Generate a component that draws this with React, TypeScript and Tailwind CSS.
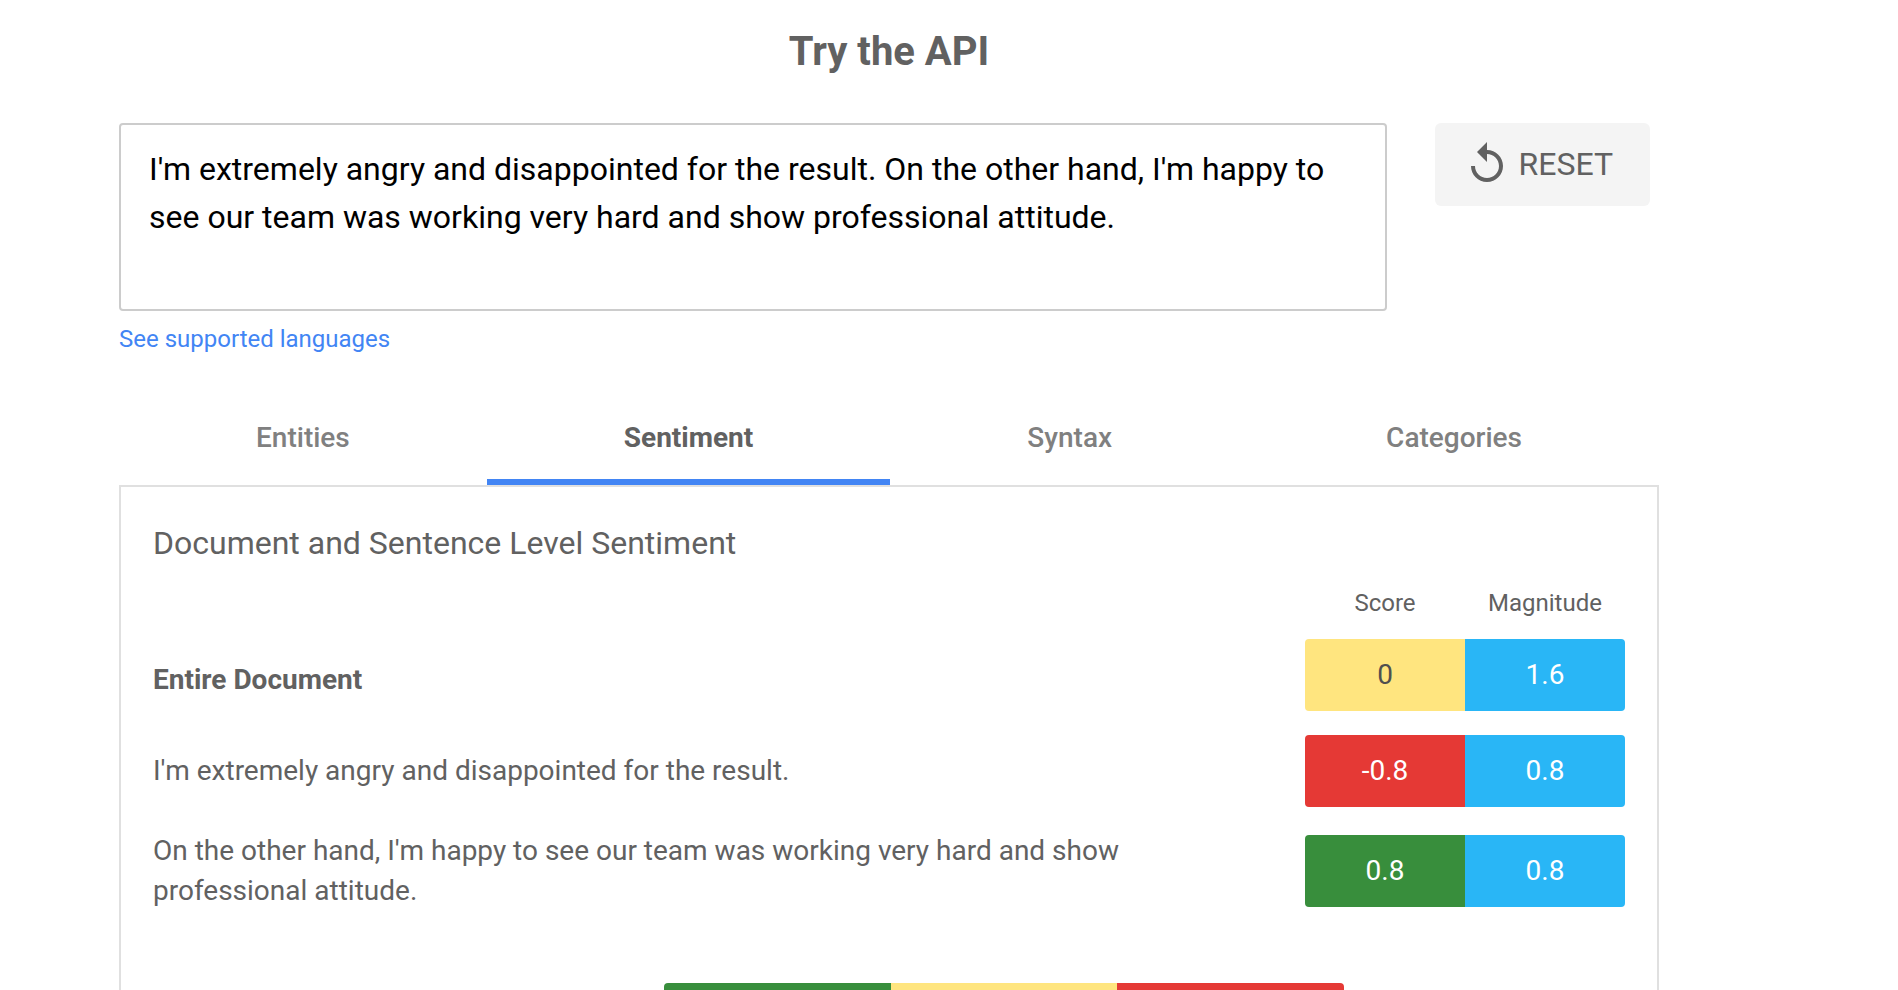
import { useState } from "react";
import { MdReplay } from "react-icons/md";

const SAMPLE_TEXT =
  "I'm extremely angry and disappointed for the result. On the other hand, I'm happy to see our team was working very hard and show professional attitude.";

const tabs = ["Entities", "Sentiment", "Syntax", "Categories"];

const rows = [
  {
    label: "Entire Document",
    score: "0",
    magnitude: "1.6",
    labelClass: "pt-[22px] font-bold",
    scoreClass: "bg-[#ffe57f] text-[#4f4f4f]",
  },
  {
    label: "I'm extremely angry and disappointed for the result.",
    score: "-0.8",
    magnitude: "0.8",
    labelClass: "pt-3 font-normal",
    scoreClass: "bg-[#e53935] text-white",
  },
  {
    label: "On the other hand, I'm happy to see our team was working very hard and show professional attitude.",
    score: "0.8",
    magnitude: "0.8",
    labelClass: "pt-3 font-normal",
    scoreClass: "bg-[#388e3c] text-white",
  },
];

export default function App() {
  const [text, setText] = useState(SAMPLE_TEXT);
  const [activeTab, setActiveTab] = useState("Sentiment");

  return (
    <main className="flex h-screen flex-col overflow-hidden bg-white pt-7 pr-[239px] pl-[119px] font-[Roboto,sans-serif] text-[#616161]">
      <h1 className="text-center text-[40px] leading-[48px] font-bold">Try the API</h1>

      {/* Input */}
      <div className="mt-[47px] flex items-start gap-12 pr-[9px]">
        <textarea
          aria-label="Text to analyze"
          value={text}
          onChange={(e) => setText(e.target.value)}
          spellCheck={false}
          className="block h-[188px] min-w-0 flex-1 resize-none rounded border-2 border-[#cccccc] bg-white px-7 py-5 text-[32px] leading-[48px] text-black outline-none"
        />
        <button
          type="button"
          onClick={() => setText(SAMPLE_TEXT)}
          className="flex h-[83px] shrink-0 items-center gap-2 rounded-md bg-[#f4f4f4] pr-[37px] pb-[2px] pl-7 text-[32px] leading-[40px]"
        >
          <MdReplay size={48} />
          RESET
        </button>
      </div>
      <a href="#languages" className="mt-3 self-start text-[24px] leading-[32px] text-[#4285f4]">
        See supported languages
      </a>

      {/* Tabs */}
      <div role="tablist" className="mt-8 flex">
        {tabs.map((tab) => (
          <button
            key={tab}
            type="button"
            role="tab"
            aria-selected={tab === activeTab}
            onClick={() => setActiveTab(tab)}
            className={`flex-auto border-b-6 pt-[31px] pb-[21px] text-center text-[28px] leading-[40px] ${
              tab === activeTab
                ? "border-[#4285f4] font-bold text-[#616161]"
                : "border-transparent font-medium text-[#808080]"
            }`}
          >
            {tab}
          </button>
        ))}
      </div>

      {/* Results */}
      <section className="flex-1 border-2 border-b-0 border-[#e0e0e0] px-8 pt-9">
        <h2 className="text-[32px] leading-[40px]">Document and Sentence Level Sentiment</h2>

        <table className="w-full border-collapse text-[28px] leading-[40px]">
          <thead>
            <tr className="text-[24px] leading-[32px]">
              <td />
              <th scope="col" className="w-40 pt-6 pb-2 font-normal">Score</th>
              <th scope="col" className="w-40 pt-6 pb-2 font-normal">Magnitude</th>
            </tr>
          </thead>
          <tbody>
            {rows.map((row) => (
              <tr key={row.label}>
                <th scope="row" className={`pr-24 pb-3 text-left ${row.labelClass}`}>
                  {row.label}
                </th>
                <td className="py-3">
                  <div className={`flex h-[72px] items-center justify-center rounded-l ${row.scoreClass}`}>
                    {row.score}
                  </div>
                </td>
                <td className="py-3">
                  <div className="flex h-[72px] items-center justify-center rounded-r bg-[#29b6f6] text-white">
                    {row.magnitude}
                  </div>
                </td>
              </tr>
            ))}
          </tbody>
        </table>

        {/* Score range */}
        <div className="mt-15 mr-[281px] ml-auto grid h-10 w-[680px] grid-cols-3 overflow-hidden rounded">
          <div className="bg-[#388e3c]" />
          <div className="bg-[#ffe57f]" />
          <div className="bg-[#e53935]" />
        </div>
      </section>
    </main>
  );
}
-*-*-
#### What the task asks
Leave the images out and output the remaining material exactly as it stands.

#### Exercise answer
Generate a component that draws this with React, TypeScript and Tailwind CSS.
import { useState } from "react";
import { MdReplay } from "react-icons/md";

const SAMPLE_TEXT =
  "I'm extremely angry and disappointed for the result. On the other hand, I'm happy to see our team was working very hard and show professional attitude.";

const tabs = ["Entities", "Sentiment", "Syntax", "Categories"];

const rows = [
  {
    label: "Entire Document",
    score: "0",
    magnitude: "1.6",
    labelClass: "pt-[22px] font-bold",
    scoreClass: "bg-[#ffe57f] text-[#4f4f4f]",
  },
  {
    label: "I'm extremely angry and disappointed for the result.",
    score: "-0.8",
    magnitude: "0.8",
    labelClass: "pt-3 font-normal",
    scoreClass: "bg-[#e53935] text-white",
  },
  {
    label: "On the other hand, I'm happy to see our team was working very hard and show professional attitude.",
    score: "0.8",
    magnitude: "0.8",
    labelClass: "pt-3 font-normal",
    scoreClass: "bg-[#388e3c] text-white",
  },
];

export default function App() {
  const [text, setText] = useState(SAMPLE_TEXT);
  const [activeTab, setActiveTab] = useState("Sentiment");

  return (
    <main className="flex h-screen flex-col overflow-hidden bg-white pt-7 pr-[239px] pl-[119px] font-[Roboto,sans-serif] text-[#616161]">
      <h1 className="text-center text-[40px] leading-[48px] font-bold">Try the API</h1>

      {/* Input */}
      <div className="mt-[47px] flex items-start gap-12 pr-[9px]">
        <textarea
          aria-label="Text to analyze"
          value={text}
          onChange={(e) => setText(e.target.value)}
          spellCheck={false}
          className="block h-[188px] min-w-0 flex-1 resize-none rounded border-2 border-[#cccccc] bg-white px-7 py-5 text-[32px] leading-[48px] text-black outline-none"
        />
        <button
          type="button"
          onClick={() => setText(SAMPLE_TEXT)}
          className="flex h-[83px] shrink-0 items-center gap-2 rounded-md bg-[#f4f4f4] pr-[37px] pb-[2px] pl-7 text-[32px] leading-[40px]"
        >
          <MdReplay size={48} />
          RESET
        </button>
      </div>
      <a href="#languages" className="mt-3 self-start text-[24px] leading-[32px] text-[#4285f4]">
        See supported languages
      </a>

      {/* Tabs */}
      <div role="tablist" className="mt-8 flex">
        {tabs.map((tab) => (
          <button
            key={tab}
            type="button"
            role="tab"
            aria-selected={tab === activeTab}
            onClick={() => setActiveTab(tab)}
            className={`flex-auto border-b-6 pt-[31px] pb-[21px] text-center text-[28px] leading-[40px] ${
              tab === activeTab
                ? "border-[#4285f4] font-bold text-[#616161]"
                : "border-transparent font-medium text-[#808080]"
            }`}
          >
            {tab}
          </button>
        ))}
      </div>

      {/* Results */}
      <section className="flex-1 border-2 border-b-0 border-[#e0e0e0] px-8 pt-9">
        <h2 className="text-[32px] leading-[40px]">Document and Sentence Level Sentiment</h2>

        <table className="w-full border-collapse text-[28px] leading-[40px]">
          <thead>
            <tr className="text-[24px] leading-[32px]">
              <td />
              <th scope="col" className="w-40 pt-6 pb-2 font-normal">Score</th>
              <th scope="col" className="w-40 pt-6 pb-2 font-normal">Magnitude</th>
            </tr>
          </thead>
          <tbody>
            {rows.map((row) => (
              <tr key={row.label}>
                <th scope="row" className={`pr-24 pb-3 text-left ${row.labelClass}`}>
                  {row.label}
                </th>
                <td className="py-3">
                  <div className={`flex h-[72px] items-center justify-center rounded-l ${row.scoreClass}`}>
                    {row.score}
                  </div>
                </td>
                <td className="py-3">
                  <div className="flex h-[72px] items-center justify-center rounded-r bg-[#29b6f6] text-white">
                    {row.magnitude}
                  </div>
                </td>
              </tr>
            ))}
          </tbody>
        </table>

        {/* Score range */}
        <div className="mt-15 mr-[281px] ml-auto grid h-10 w-[680px] grid-cols-3 overflow-hidden rounded">
          <div className="bg-[#388e3c]" />
          <div className="bg-[#ffe57f]" />
          <div className="bg-[#e53935]" />
        </div>
      </section>
    </main>
  );
}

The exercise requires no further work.